What the task asks
Your answer should be a single number: the count of lines containing "with".

Exercise material
---*---
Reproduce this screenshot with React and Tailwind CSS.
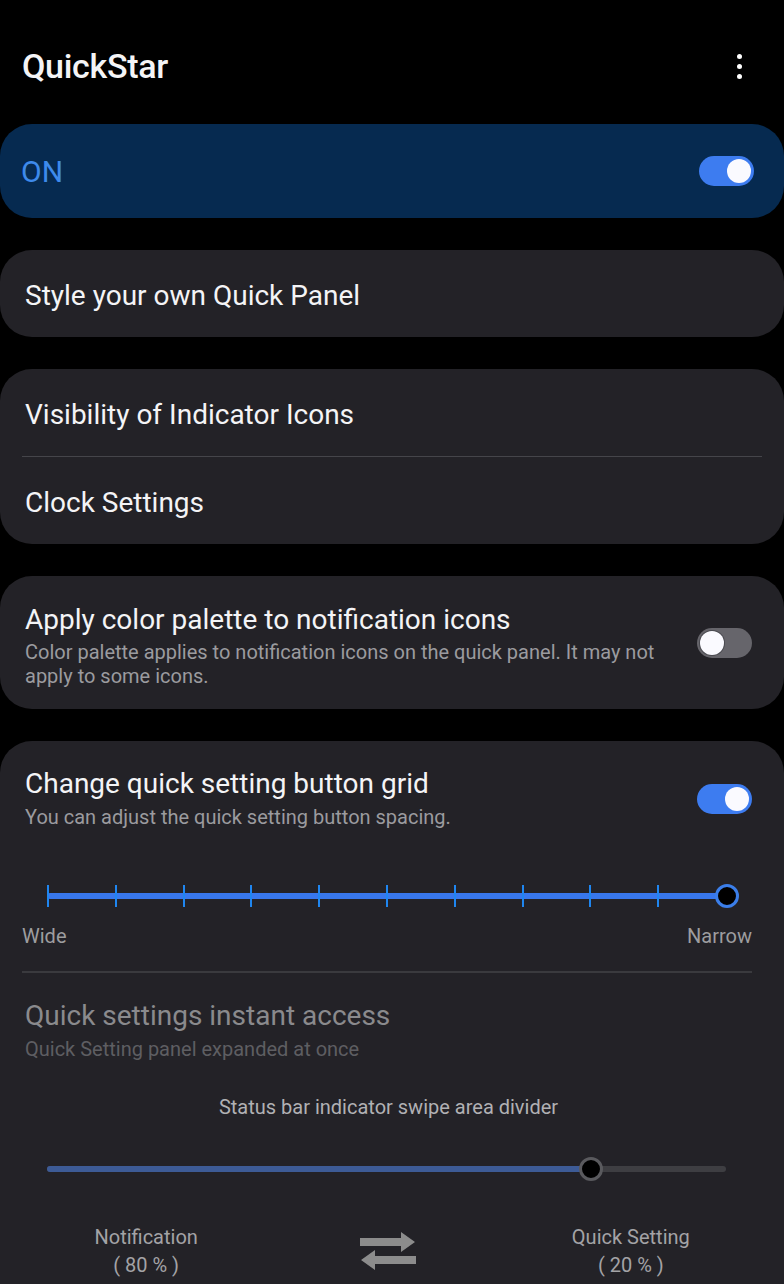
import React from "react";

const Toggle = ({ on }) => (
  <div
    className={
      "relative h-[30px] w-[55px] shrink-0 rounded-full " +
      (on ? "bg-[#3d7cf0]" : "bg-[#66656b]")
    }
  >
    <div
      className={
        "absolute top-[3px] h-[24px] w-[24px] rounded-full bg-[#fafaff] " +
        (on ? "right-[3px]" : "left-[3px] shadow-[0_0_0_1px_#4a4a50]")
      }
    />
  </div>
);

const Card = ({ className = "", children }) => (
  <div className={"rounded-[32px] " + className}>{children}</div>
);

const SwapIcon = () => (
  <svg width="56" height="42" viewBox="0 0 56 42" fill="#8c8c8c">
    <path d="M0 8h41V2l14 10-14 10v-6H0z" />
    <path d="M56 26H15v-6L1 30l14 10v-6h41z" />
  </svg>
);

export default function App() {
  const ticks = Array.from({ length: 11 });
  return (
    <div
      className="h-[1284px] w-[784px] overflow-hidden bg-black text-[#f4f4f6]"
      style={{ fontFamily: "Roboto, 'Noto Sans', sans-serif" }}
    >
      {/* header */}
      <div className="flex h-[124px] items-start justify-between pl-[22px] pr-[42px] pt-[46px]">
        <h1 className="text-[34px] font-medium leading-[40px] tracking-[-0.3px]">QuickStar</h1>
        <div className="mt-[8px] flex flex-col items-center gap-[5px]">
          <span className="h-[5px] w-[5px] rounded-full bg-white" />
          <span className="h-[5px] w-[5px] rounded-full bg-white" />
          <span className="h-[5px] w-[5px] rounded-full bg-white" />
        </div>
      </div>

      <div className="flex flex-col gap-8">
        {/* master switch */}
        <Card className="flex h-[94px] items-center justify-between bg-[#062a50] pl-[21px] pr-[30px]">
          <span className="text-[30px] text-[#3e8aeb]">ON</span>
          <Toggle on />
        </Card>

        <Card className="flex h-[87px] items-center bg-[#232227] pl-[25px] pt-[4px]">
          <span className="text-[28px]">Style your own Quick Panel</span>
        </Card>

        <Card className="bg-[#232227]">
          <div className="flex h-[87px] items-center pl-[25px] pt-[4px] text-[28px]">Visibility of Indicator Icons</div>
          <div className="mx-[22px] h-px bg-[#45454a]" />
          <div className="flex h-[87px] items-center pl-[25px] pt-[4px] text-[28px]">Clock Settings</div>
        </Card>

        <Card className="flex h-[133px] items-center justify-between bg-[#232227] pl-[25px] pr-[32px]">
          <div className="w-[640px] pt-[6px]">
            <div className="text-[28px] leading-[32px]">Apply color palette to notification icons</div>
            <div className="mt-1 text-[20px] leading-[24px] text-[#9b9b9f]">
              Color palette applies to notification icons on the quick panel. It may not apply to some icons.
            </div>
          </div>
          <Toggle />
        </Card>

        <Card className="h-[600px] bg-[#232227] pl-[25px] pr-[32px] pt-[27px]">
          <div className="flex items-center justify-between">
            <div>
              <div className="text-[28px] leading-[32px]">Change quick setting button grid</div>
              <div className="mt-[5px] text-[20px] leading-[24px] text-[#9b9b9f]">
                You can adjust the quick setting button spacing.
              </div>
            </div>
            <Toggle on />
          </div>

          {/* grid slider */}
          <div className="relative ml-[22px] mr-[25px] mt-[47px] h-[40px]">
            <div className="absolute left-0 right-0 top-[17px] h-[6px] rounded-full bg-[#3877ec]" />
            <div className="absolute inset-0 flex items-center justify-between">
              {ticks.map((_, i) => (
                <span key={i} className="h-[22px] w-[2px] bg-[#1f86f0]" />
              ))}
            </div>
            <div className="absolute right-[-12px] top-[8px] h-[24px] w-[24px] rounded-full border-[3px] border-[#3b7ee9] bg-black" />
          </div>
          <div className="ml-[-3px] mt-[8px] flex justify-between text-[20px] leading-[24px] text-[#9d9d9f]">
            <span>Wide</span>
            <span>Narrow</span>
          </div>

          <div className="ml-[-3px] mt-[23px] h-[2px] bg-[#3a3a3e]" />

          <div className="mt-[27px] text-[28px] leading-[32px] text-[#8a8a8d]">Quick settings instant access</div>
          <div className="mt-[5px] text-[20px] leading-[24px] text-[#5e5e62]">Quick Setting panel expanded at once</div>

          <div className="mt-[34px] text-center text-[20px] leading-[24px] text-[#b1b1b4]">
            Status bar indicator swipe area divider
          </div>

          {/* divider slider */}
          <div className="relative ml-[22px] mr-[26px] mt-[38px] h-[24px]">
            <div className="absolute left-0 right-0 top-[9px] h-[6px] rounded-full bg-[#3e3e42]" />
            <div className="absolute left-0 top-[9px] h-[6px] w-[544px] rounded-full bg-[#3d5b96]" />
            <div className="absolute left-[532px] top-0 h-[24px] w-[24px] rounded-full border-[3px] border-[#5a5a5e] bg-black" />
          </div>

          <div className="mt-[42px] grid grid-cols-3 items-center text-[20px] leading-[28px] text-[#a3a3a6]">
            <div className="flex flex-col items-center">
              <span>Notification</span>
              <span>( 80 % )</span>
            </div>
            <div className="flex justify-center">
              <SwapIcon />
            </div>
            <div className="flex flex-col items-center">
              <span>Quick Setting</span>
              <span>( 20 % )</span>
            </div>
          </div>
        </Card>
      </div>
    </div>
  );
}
---*---
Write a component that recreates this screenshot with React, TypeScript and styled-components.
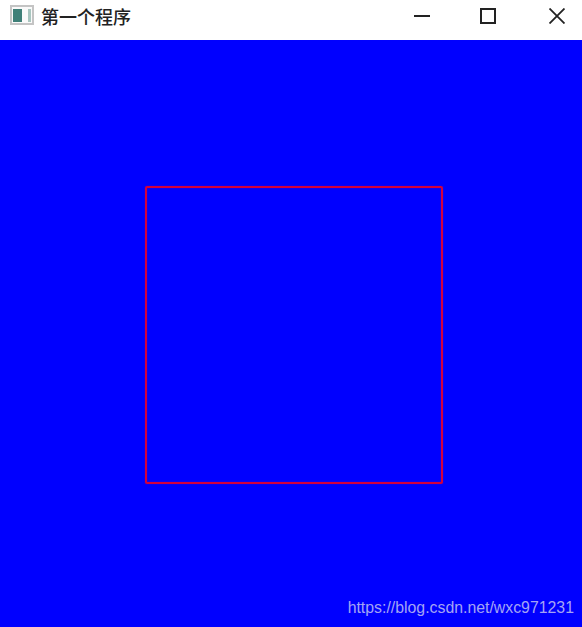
---*---
Answer for this exercise
2